---- DATASET EXCERPT

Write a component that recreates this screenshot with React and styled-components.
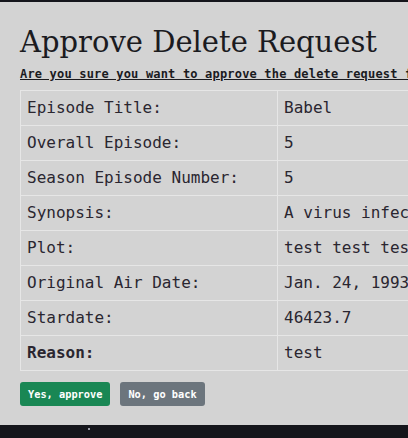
import React from "react"
import styled, { createGlobalStyle } from "styled-components"

const GlobalStyle = createGlobalStyle`
  html, body {
    margin: 0;
    padding: 0;
  }
  body {
    background-color: #14151b;
    background-image:
      radial-gradient(1px 1px at 70px 432px, #8a8c96 50%, transparent 51%),
      radial-gradient(1px 1px at 36px 433px, #6a6c76 50%, transparent 51%),
      radial-gradient(1.5px 1.5px at 89px 429px, #9a9ca6 50%, transparent 51%),
      radial-gradient(1px 1px at 355px 432px, #b0b2bc 50%, transparent 51%),
      radial-gradient(1px 1px at 175px 428px, #6a6c76 50%, transparent 51%),
      radial-gradient(1px 1px at 392px 428px, #7a7c86 50%, transparent 51%),
      radial-gradient(1px 1px at 248px 431px, #5a5c66 50%, transparent 51%);
    background-repeat: no-repeat;
    min-height: 438px;
    font-family: "DejaVu Sans Mono", monospace;
    color: #212529;
    overflow: hidden;
  }
`

const Page = styled.div`
  margin-top: 2px;
  background: #d3d3d3;
  padding: 1px 20px 19px;
  width: max-content;
  min-width: 100vw;
  box-sizing: border-box;
`

const Title = styled.h1`
  font-family: "DejaVu Serif", serif;
  font-weight: 400;
  font-size: 29px;
  line-height: 38px;
  margin: 20px 0 6px;
  color: #1b1b1f;
`

const Question = styled.p`
  font-family: "DejaVu Sans Mono", monospace;
  font-weight: bold;
  font-size: 12px;
  letter-spacing: 0.18px;
  line-height: 16px;
  text-decoration: underline;
  margin: -1px 0 8px;
  color: #1b1b1f;
  white-space: nowrap;
`

const Table = styled.table`
  border-collapse: collapse;
  margin-bottom: 11px;
`

const Cell = styled.td`
  border: 1px solid #e6e6e6;
  padding: 8px 6px;
  font-size: 16px;
  line-height: 18px;
  white-space: nowrap;
  font-weight: ${({ $bold }) => ($bold ? "bold" : "normal")};
  width: ${({ $w }) => $w || "auto"};
  color: #2a2630;
`

const Buttons = styled.div`
  display: flex;
  gap: 10px;
`

const Button = styled.button`
  font-family: "DejaVu Sans Mono", monospace;
  font-weight: bold;
  font-size: 10.3px;
  color: #fff;
  background: ${({ $bg }) => $bg};
  border: none;
  border-radius: 3px;
  height: 24px;
  padding: 0 8px;
  cursor: pointer;
`

const rows = [
  ["Episode Title:", "Babel"],
  ["Overall Episode:", "5"],
  ["Season Episode Number:", "5"],
  ["Synopsis:", "A virus infects the Enterprise crew, causing them to speak gibberish."],
  ["Plot:", "test test test test test test test test"],
  ["Original Air Date:", "Jan. 24, 1993"],
  ["Stardate:", "46423.7"],
]

export default function App() {
  return (
    <>
      <GlobalStyle />
      <Page>
        <Title>Approve Delete Request</Title>
        <Question>Are you sure you want to approve the delete request for this episode?</Question>
        <Table>
          <tbody>
            {rows.map(([label, value]) => (
              <tr key={label}>
                <Cell $w="244px">{label}</Cell>
                <Cell>{value}</Cell>
              </tr>
            ))}
            <tr>
              <Cell $bold>Reason:</Cell>
              <Cell>test</Cell>
            </tr>
          </tbody>
        </Table>
        <Buttons>
          <Button $bg="#198754">Yes, approve</Button>
          <Button $bg="#6c757d">No, go back</Button>
        </Buttons>
      </Page>
    </>
  )
}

--------

(TASK INSTRUCTIONS):
Write out the material above once more, exactly as it reads, with no pictures.

(RESULT):
Write a component that recreates this screenshot with React and styled-components.
import React from "react"
import styled, { createGlobalStyle } from "styled-components"

const GlobalStyle = createGlobalStyle`
  html, body {
    margin: 0;
    padding: 0;
  }
  body {
    background-color: #14151b;
    background-image:
      radial-gradient(1px 1px at 70px 432px, #8a8c96 50%, transparent 51%),
      radial-gradient(1px 1px at 36px 433px, #6a6c76 50%, transparent 51%),
      radial-gradient(1.5px 1.5px at 89px 429px, #9a9ca6 50%, transparent 51%),
      radial-gradient(1px 1px at 355px 432px, #b0b2bc 50%, transparent 51%),
      radial-gradient(1px 1px at 175px 428px, #6a6c76 50%, transparent 51%),
      radial-gradient(1px 1px at 392px 428px, #7a7c86 50%, transparent 51%),
      radial-gradient(1px 1px at 248px 431px, #5a5c66 50%, transparent 51%);
    background-repeat: no-repeat;
    min-height: 438px;
    font-family: "DejaVu Sans Mono", monospace;
    color: #212529;
    overflow: hidden;
  }
`

const Page = styled.div`
  margin-top: 2px;
  background: #d3d3d3;
  padding: 1px 20px 19px;
  width: max-content;
  min-width: 100vw;
  box-sizing: border-box;
`

const Title = styled.h1`
  font-family: "DejaVu Serif", serif;
  font-weight: 400;
  font-size: 29px;
  line-height: 38px;
  margin: 20px 0 6px;
  color: #1b1b1f;
`

const Question = styled.p`
  font-family: "DejaVu Sans Mono", monospace;
  font-weight: bold;
  font-size: 12px;
  letter-spacing: 0.18px;
  line-height: 16px;
  text-decoration: underline;
  margin: -1px 0 8px;
  color: #1b1b1f;
  white-space: nowrap;
`

const Table = styled.table`
  border-collapse: collapse;
  margin-bottom: 11px;
`

const Cell = styled.td`
  border: 1px solid #e6e6e6;
  padding: 8px 6px;
  font-size: 16px;
  line-height: 18px;
  white-space: nowrap;
  font-weight: ${({ $bold }) => ($bold ? "bold" : "normal")};
  width: ${({ $w }) => $w || "auto"};
  color: #2a2630;
`

const Buttons = styled.div`
  display: flex;
  gap: 10px;
`

const Button = styled.button`
  font-family: "DejaVu Sans Mono", monospace;
  font-weight: bold;
  font-size: 10.3px;
  color: #fff;
  background: ${({ $bg }) => $bg};
  border: none;
  border-radius: 3px;
  height: 24px;
  padding: 0 8px;
  cursor: pointer;
`

const rows = [
  ["Episode Title:", "Babel"],
  ["Overall Episode:", "5"],
  ["Season Episode Number:", "5"],
  ["Synopsis:", "A virus infects the Enterprise crew, causing them to speak gibberish."],
  ["Plot:", "test test test test test test test test"],
  ["Original Air Date:", "Jan. 24, 1993"],
  ["Stardate:", "46423.7"],
]

export default function App() {
  return (
    <>
      <GlobalStyle />
      <Page>
        <Title>Approve Delete Request</Title>
        <Question>Are you sure you want to approve the delete request for this episode?</Question>
        <Table>
          <tbody>
            {rows.map(([label, value]) => (
              <tr key={label}>
                <Cell $w="244px">{label}</Cell>
                <Cell>{value}</Cell>
              </tr>
            ))}
            <tr>
              <Cell $bold>Reason:</Cell>
              <Cell>test</Cell>
            </tr>
          </tbody>
        </Table>
        <Buttons>
          <Button $bg="#198754">Yes, approve</Button>
          <Button $bg="#6c757d">No, go back</Button>
        </Buttons>
      </Page>
    </>
  )
}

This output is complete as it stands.